[Rows from a dataset of pages and code]
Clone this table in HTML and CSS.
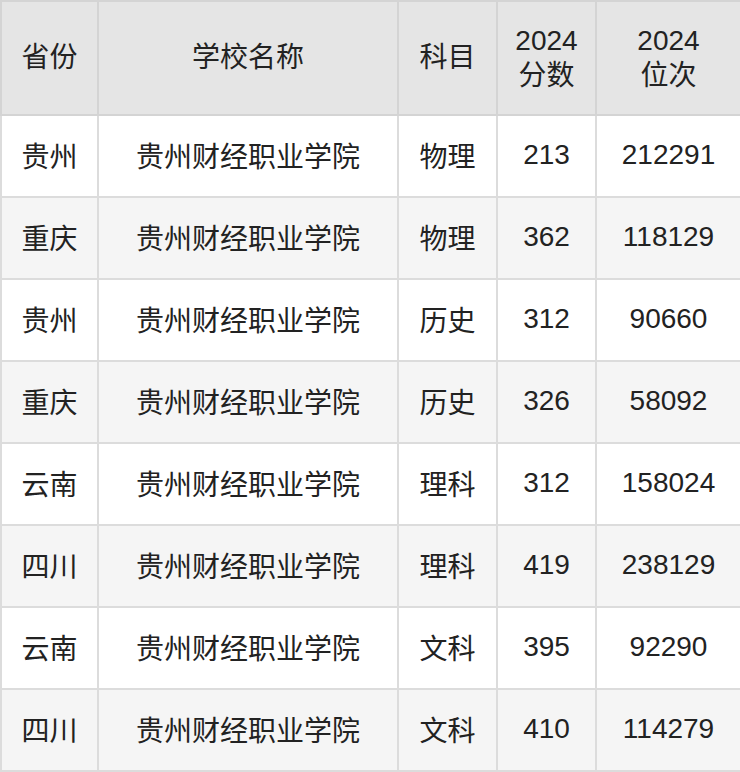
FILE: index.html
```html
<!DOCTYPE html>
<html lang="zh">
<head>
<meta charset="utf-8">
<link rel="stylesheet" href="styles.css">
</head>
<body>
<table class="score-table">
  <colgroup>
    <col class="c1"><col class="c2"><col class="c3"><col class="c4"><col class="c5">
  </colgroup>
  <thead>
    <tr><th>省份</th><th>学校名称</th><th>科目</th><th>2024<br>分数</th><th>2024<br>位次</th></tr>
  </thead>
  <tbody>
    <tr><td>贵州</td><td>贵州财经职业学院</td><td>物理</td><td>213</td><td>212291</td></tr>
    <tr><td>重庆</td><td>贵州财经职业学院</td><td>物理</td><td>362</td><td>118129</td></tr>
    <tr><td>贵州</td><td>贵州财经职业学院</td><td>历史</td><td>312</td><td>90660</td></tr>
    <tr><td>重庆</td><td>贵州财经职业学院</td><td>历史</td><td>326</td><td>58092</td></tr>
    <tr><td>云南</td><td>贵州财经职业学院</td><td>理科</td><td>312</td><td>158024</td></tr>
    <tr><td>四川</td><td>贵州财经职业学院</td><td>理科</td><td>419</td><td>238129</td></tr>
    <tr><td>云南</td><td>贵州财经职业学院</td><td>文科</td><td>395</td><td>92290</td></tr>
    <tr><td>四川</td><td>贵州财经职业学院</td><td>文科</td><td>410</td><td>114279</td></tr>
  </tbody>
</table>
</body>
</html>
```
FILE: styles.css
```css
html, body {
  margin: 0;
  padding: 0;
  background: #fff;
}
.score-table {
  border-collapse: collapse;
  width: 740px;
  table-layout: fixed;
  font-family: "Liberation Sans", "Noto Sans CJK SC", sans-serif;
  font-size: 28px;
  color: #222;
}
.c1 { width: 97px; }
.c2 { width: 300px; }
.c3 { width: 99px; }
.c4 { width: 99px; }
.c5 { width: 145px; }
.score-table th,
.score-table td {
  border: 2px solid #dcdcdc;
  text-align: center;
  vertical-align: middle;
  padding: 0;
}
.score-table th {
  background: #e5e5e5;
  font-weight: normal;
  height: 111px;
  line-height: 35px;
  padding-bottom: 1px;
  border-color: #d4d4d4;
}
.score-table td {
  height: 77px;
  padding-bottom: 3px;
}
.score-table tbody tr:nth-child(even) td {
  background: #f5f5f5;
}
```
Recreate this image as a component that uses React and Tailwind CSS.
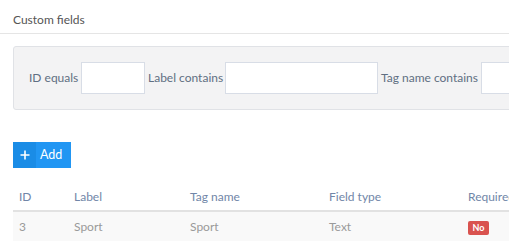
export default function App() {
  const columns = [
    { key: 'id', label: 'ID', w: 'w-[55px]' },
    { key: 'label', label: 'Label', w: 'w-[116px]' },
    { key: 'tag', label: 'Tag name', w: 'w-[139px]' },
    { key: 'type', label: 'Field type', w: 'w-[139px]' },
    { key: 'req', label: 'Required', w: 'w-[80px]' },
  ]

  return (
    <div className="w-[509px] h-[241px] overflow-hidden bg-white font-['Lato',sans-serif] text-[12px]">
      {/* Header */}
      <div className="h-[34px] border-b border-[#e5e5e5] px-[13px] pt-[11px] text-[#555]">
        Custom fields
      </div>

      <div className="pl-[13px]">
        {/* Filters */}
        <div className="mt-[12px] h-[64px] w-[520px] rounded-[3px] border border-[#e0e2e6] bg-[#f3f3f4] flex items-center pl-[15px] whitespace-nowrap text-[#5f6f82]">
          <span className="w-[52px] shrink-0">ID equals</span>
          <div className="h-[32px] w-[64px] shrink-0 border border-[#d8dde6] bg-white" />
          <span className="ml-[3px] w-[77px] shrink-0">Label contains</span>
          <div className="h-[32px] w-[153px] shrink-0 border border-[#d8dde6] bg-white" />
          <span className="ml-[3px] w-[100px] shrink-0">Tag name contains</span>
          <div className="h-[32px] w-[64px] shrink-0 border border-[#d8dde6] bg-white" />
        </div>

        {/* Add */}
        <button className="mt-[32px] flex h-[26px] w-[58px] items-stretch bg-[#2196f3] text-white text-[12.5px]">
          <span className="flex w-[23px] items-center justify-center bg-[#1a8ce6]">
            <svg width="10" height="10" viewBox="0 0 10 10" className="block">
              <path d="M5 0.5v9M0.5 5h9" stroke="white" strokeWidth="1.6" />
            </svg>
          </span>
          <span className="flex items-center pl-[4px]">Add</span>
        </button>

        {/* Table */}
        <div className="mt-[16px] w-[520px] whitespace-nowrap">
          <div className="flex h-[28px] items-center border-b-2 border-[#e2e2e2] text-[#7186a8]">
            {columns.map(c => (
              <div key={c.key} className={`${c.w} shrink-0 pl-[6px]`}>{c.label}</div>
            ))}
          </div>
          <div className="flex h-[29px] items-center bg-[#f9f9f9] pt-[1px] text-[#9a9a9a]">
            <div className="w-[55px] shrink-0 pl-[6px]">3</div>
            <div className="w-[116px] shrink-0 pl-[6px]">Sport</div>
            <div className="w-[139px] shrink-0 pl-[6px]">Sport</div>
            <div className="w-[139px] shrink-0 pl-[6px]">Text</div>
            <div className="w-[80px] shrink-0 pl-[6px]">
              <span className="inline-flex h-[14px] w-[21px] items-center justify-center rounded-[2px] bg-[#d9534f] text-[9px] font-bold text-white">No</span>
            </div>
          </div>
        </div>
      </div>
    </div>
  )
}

## Task to carry out
Looking at the data above, show all lines where the word "this" occurs.

## Task solution
Clone this table in HTML and CSS.
Recreate this image as a component that uses React and Tailwind CSS.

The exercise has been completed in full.